The latest edition of the Infosys Finacle Efma Innovation in Retail Banking Report marks the tenth year of providing relevant and insightful content for the banking industry. Back in 2009, in the aftermath of the financial crisis, banks were pulling out all stops to restore faith in banking, but surprisingly even then 78% of the banks in our survey rated growth-related and efficiency-related innovations highly important. Innovation in the industry has come a long way since then with the significant uptake of mobile and online banking, emerging competition from digital players and technology giants, new possibilities powered by emerging technologies, changes in regulatory attitude, and new disruptive business models.
This year the report brings together perspectives of over 300 bankers across areas and themes such as innovation investment, impact of emerging technologies, technology readiness, crucial delivery channels for the future, and more. Many of these findings align with what we at Finacle have observed in our interactions with market leaders globally. Like every year, in this blog post I’d like to take you through the key research findings of the year.
In our experience, over the last 12 months banking leaders have consistently expressed interest in two key priority areas – enhancing customer experience on various delivery channels, and developing accurate single comprehensive view of the customer. When we asked our survey respondents which area of banking is likely to witness maximum innovation over the next four years, the response was heavily skewed in favor of product delivery channels, with 50% of the respondents reporting it as their largest focus for innovation. This perfectly aligns with our view of priorities of banks in the next few years.
Reflecting a complete correlation with this finding was the response to our question about the area likely to see the greatest increase in innovation investment. Investment in channel innovation and customer experience emerged as two of the top three areas, while ‘technology enhancement’ bagged the top spot for increased innovation investment.
Next, we asked banks and financial service providers the technology they perceive to have the maximum impact on the future of innovation in banking in 2019. Against the backdrop of the much talked about regulations such as Open Banking in Europe, PSD2 in the UK, and similar initiatives in other parts of the world, API topped the list of technologies with the greatest potential to impact banking. Advanced Analytics / AI / Machine Learning came a close second. Consistent with the findings from last year, blockchain continued to drop in this ranking. We reckon that this is largely a result of the technology reaching a plateau when it comes to its perceived potential to disrupt, thanks to the myriad blockchain pilots and successful implementations at all leading and progressive banks. Blockchain seems to have transcended the initial stage of speculation well into stable and progressive adoption.
Open Banking APIs did not only emerge as the top technology of impact over the next year, but also the technology banks and financial service institutions assess themselves to be in the best position to take advantage of. When asked about their level of readiness to use emerging technologies for desired business outcomes, our respondents rated open APIs, conversational interfaces, cloud processing and mobility/wearables the highest. These areas were closely followed by advanced analytics / AI and machine learning. However, the ability of banks to harness the potential of these technologies also depends on their use of APIs for communication and facilitation of information exchange.

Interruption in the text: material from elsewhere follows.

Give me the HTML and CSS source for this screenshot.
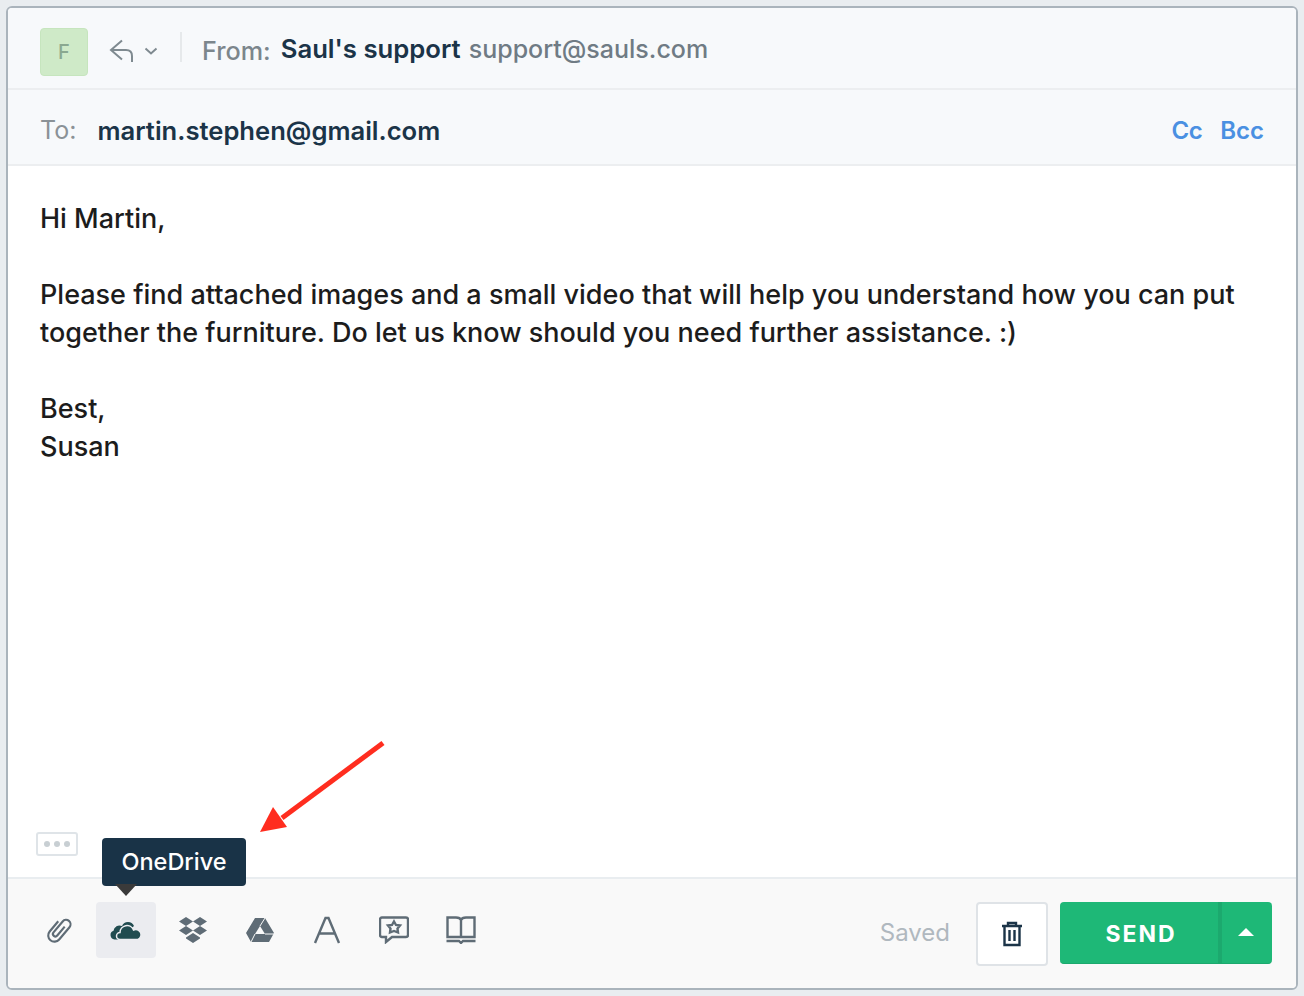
FILE: index.html
```html
<!DOCTYPE html>
<html lang="en">
<head>
    <meta charset="UTF-8">
    <title>Compose</title>
    <link rel="stylesheet" href="styles.css">
</head>
<body>
    <div class="composer">
        <div class="from-row">
            <div class="avatar">F</div>
            <svg class="reply-icon" width="26" height="26" viewBox="0 0 26 26"><path d="M13 1.500 L2 11 L13 20.500 M2.500 11 H17 Q23 11 23 17 V23" /></svg>
            <svg class="caret-icon" width="14" height="8" viewBox="0 0 14 8"><path d="M1.500 1.500 L7 6.500 L12.500 1.500" /></svg>
            <div class="divider"></div>
            <span class="from-label">From:</span>
            <span class="from-name">Saul's support</span>
            <span class="from-mail">support@sauls.com</span>
        </div>
        <div class="to-row">
            <span class="to-label">To:</span>
            <span class="to-mail">martin.stephen@gmail.com</span>
            <a class="cc-link">Cc</a>
            <a class="cc-link">Bcc</a>
        </div>
        <div class="body-area">
            <p>Hi Martin,</p>
            <p>Please find attached images and a small video that will help you understand how you can put together the furniture. Do let us know should you need further assistance. :)</p>
            <p>Best,<br>Susan</p>
            <div class="more-btn"><i></i><i></i><i></i></div>
        </div>
        <div class="toolbar">
            <div class="tool">
                <svg class="stroke-icon" width="32" height="32" viewBox="0 0 36 36"><path transform="rotate(40 18 18) translate(3 1)" d="M17.500 10 V23 a2.750 2.750 0 0 1 -5.500 0 V7 a5 5 0 0 1 10 0 V25 a7 7 0 0 1 -14 0 V10" /></svg>
            </div>
            <div class="tool active">
                <svg width="32" height="20" viewBox="0 0 32 20"><path class="cloud" d="M8 19.500 H4.500 A4.500 4.500 0 0 1 3.500 10.800 A6 6 0 0 1 12 6 A6.500 6.500 0 0 1 24 6 Z" /><path class="cloud cloud-front" d="M10 19.500 A3.500 3.500 0 0 1 10 12.500 A7 7 0 0 1 23.500 10 A5 5 0 0 1 28 19.500 Z" /></svg>
            </div>
            <div class="tool">
                <svg class="fill-icon" width="28" height="26" viewBox="0 0 28 26"><path d="M7 0 L14 4.500 L7 9 L0 4.500 Z M21 0 L28 4.500 L21 9 L14 4.500 Z M7 9 L14 13.500 L7 18 L0 13.500 Z M21 9 L28 13.500 L21 18 L14 13.500 Z M7 20.500 L14 16 L21 20.500 V21.500 L14 26 L7 21.500 Z" /></svg>
            </div>
            <div class="tool">
                <svg class="fill-icon" width="28" height="24" viewBox="0 0 28 24"><path fill-rule="evenodd" d="M9 0 H19 L28 15 L23 24 H5 L0 15 Z M14 8 L9 16 H19 Z" /><path class="drive-line" d="M19 0 L14 8 M28 16 H19 M5 24 L9 16" /></svg>
            </div>
            <div class="tool">
                <svg class="stroke-icon" width="28" height="28" viewBox="0 0 28 28"><path d="M2 27 L12.500 2 H15.500 L26 27 M6.500 17.500 H21.500" /></svg>
            </div>
            <div class="tool">
                <svg class="stroke-icon" width="30" height="28" viewBox="0 0 30 28"><path d="M3 1.500 H27 Q29 1.500 29 3.500 V19 Q29 21 27 21 H13 L7 26 V21 H3 Q1 21 1 19 V3.500 Q1 1.500 3 1.500 Z" /><path d="M15 5.500 L17 9 L21 9.500 L18.500 12.500 L19 16.500 L15 15 L11 16.500 L11.500 12.500 L9 9.500 L13 9 Z" /></svg>
            </div>
            <div class="tool">
                <svg class="stroke-icon" width="30" height="28" viewBox="0 0 30 28"><path d="M1.500 1.500 H10 Q14 1.500 15 4 Q16 1.500 20 1.500 H28.500 V21 H1.500 Z M15 4 V21" /><path d="M0.500 25 H13 L15 27 L17 25 H29.500" /></svg>
            </div>
            <span class="saved">Saved</span>
            <button class="trash-btn">
                <svg width="22" height="26" viewBox="0 0 22 26"><path d="M1 5 H21 M7 5 V2 H15 V5 M3.500 5 V24 H18.500 V5 M8.500 9 V20 M13.500 9 V20" /></svg>
            </button>
            <div class="send-group">
                <button class="send-btn">SEND</button>
                <button class="send-more"><span class="arrow-up"></span></button>
            </div>
        </div>
    </div>

    <!-- tooltip + annotation arrow sit above the composer -->
    <div class="tooltip">OneDrive</div>
    <svg class="annotation" width="130" height="96" viewBox="0 0 130 96"><path class="shaft" d="M123 2 L22 77" /><path class="head" d="M0 91 L13 66 L27 86 Z" /></svg>
</body>
</html>
```

FILE: styles.css
```css
* { box-sizing: border-box; }
html, body { margin: 0; height: 996px; overflow: hidden; }
body { position: relative; padding: 6px; background-color: #e9edf0; font-family: Inter, "Noto Sans", sans-serif; color: #1b3448; }

.composer { display: flex; flex-direction: column; height: 984px; background-color: #fff; border: 2px solid #aab4bc; border-radius: 6px; overflow: hidden; }

.from-row { display: flex; align-items: center; height: 82px; flex: none; padding: 8px 0 0 32px; background-color: #f7f9fb; border-bottom: 2px solid #eceef0; }
.avatar { display: flex; align-items: center; justify-content: center; width: 48px; height: 48px; background-color: #cfeac8; border: 1px solid #c6e5be; border-radius: 4px; color: #8aa890; font-size: 20px; font-weight: 500; }
.reply-icon { margin-left: 21px; fill: none; stroke: #7f8a90; stroke-width: 2; }
.caret-icon { margin: -3px 0 0 9px; fill: none; stroke: #7f8a90; stroke-width: 2; }
.divider { width: 2px; height: 30px; margin: 0 20px 10px 22px; background-color: #e6e9eb; }
.from-label { margin-top: -3px; color: #7c868c; font-size: 25.200px; font-weight: 450; }
.from-name { margin: -8px 0 0 10px; font-size: 25.700px; font-weight: 600; }
.from-mail { margin: -7px 0 0 8px; color: #6f7b84; font-size: 25px; font-weight: 450; }

.to-row { display: flex; align-items: center; height: 76px; flex: none; padding: 6px 32px 0; background-color: #f7f9fb; border-bottom: 2px solid #eceef0; font-size: 25.600px; }
.to-label { width: 57.500px; color: #8b9297; font-size: 25px; }
.to-mail { flex: 1; font-weight: 600; }
.cc-link { margin-left: 18px; color: #4a90e2; font-size: 24px; font-weight: 600; }
.cc-link:first-of-type { letter-spacing: -0.500px; }

.body-area { position: relative; flex: 1; padding: 34px 32px 0; color: #1c1c1c; font-size: 27px; font-weight: 450; line-height: 38px; }
.body-area p { margin: 0 0 38px; }
.more-btn { position: absolute; left: 28px; top: 666px; display: flex; align-items: center; justify-content: center; gap: 4px; width: 42px; height: 24px; border: 2px solid #dfe4e8; border-radius: 3px; }
.more-btn i { width: 6px; height: 6px; background-color: #c8cfd3; border-radius: 50%; }

.toolbar { display: flex; align-items: center; height: 111px; flex: none; padding: 0 24px 0 17px; background-color: #f9f9f9; border-top: 2px solid #e9edf0; }
.tool { display: flex; align-items: center; justify-content: center; width: 60px; height: 56px; margin: 0 3.500px 8px; border-radius: 4px; }
.tool.active { background-color: #ebecf0; }
.stroke-icon { fill: none; stroke: #5f6c76; stroke-width: 2.400; }
.fill-icon { fill: #5f6c76; }
.drive-line { fill: none; stroke: #f9f9f9; stroke-width: 1; }
.cloud { fill: #214c50; }
.cloud-front { stroke: #ebecf0; stroke-width: 1.500; }

.saved { margin-left: auto; margin-bottom: 2px; color: #b0b8bf; font-size: 24px; }
.trash-btn { display: flex; align-items: center; justify-content: center; width: 72px; height: 64px; margin-left: 26px; background-color: #fff; border: 2px solid #dfe3e7; border-radius: 4px; }
.trash-btn svg { fill: none; stroke: #1b3448; stroke-width: 2.400; }
.send-group { display: flex; height: 62px; margin: 0 0 2px 12px; background-color: #1eb877; border-bottom: 1px solid #1ca96e; border-radius: 4px; overflow: hidden; }
.send-btn { width: 162px; padding: 3px 0 0 4px; border: none; border-right: 4px solid #1ca96e; background: none; color: #fff; font-family: inherit; font-size: 23px; font-weight: 700; letter-spacing: 2px; }
.send-more { display: flex; align-items: center; justify-content: center; width: 50px; padding: 0 2px 0 0; border: none; background: none; }
.arrow-up { width: 0; height: 0; border-left: 8px solid transparent; border-right: 8px solid transparent; border-bottom: 8px solid #fff; }

.tooltip { position: absolute; left: 102px; top: 838px; width: 144px; height: 48px; line-height: 47px; text-align: center; background-color: #193347; border-radius: 4px; color: #fff; font-size: 23.500px; font-weight: 450; }
.tooltip::after { content: ""; position: absolute; left: 13px; top: 46px; border-left: 11px solid transparent; border-right: 11px solid transparent; border-top: 12px solid #3a3a3a; }

.annotation { position: absolute; left: 260px; top: 741px; }
.shaft { fill: none; stroke: #ff2d1f; stroke-width: 5; }
.head { fill: #ff2d1f; }
```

While we clearly stated the impact of digital technologies and open banking on the competitive structure of the industry in our report last year, the survey did not delve deep into bankers’ view of the primary business model for banking. Given the pace of change and competition in the industry, this year we asked the survey respondents about how banks are most likely to evolve in structure and business model by the year 2022. The response is a strong reinforcement of Infosys Finacle’s point of view that most banks will transition from a full-stack provider of services to a marketplace model, become a manufacturer bank that leans on distribution by other players, or be a distributor of services from various providers.
In our research last year and this year, we interviewed a few banking leaders and also sought responses from survey participants about the biggest challenges they face in the innovation process. Apart from legacy technology estates that continue to be a barrier to innovation this year, enforcing a company-wide customer-centric culture and finding the right talent also figured high on the list of challenges in 2017 and 2018. In this year’s research we enquired the respondents about their talent sourcing strategies for the next three years. Banks are likely to adopt a hybrid sourcing strategy which includes traditional hiring of new employees, recruiting part-time employees, retraining current employees, even buying outside organizations for access to specialized talent pool, and partnering with outside organizations. Partnering with outside employees was a key focus area for a majority of respondent organizations. Furthermore, organizations will focus on reskilling and retraining existing employees to take up higher value tasks as they work on improving margins with digitization for repetitive tasks.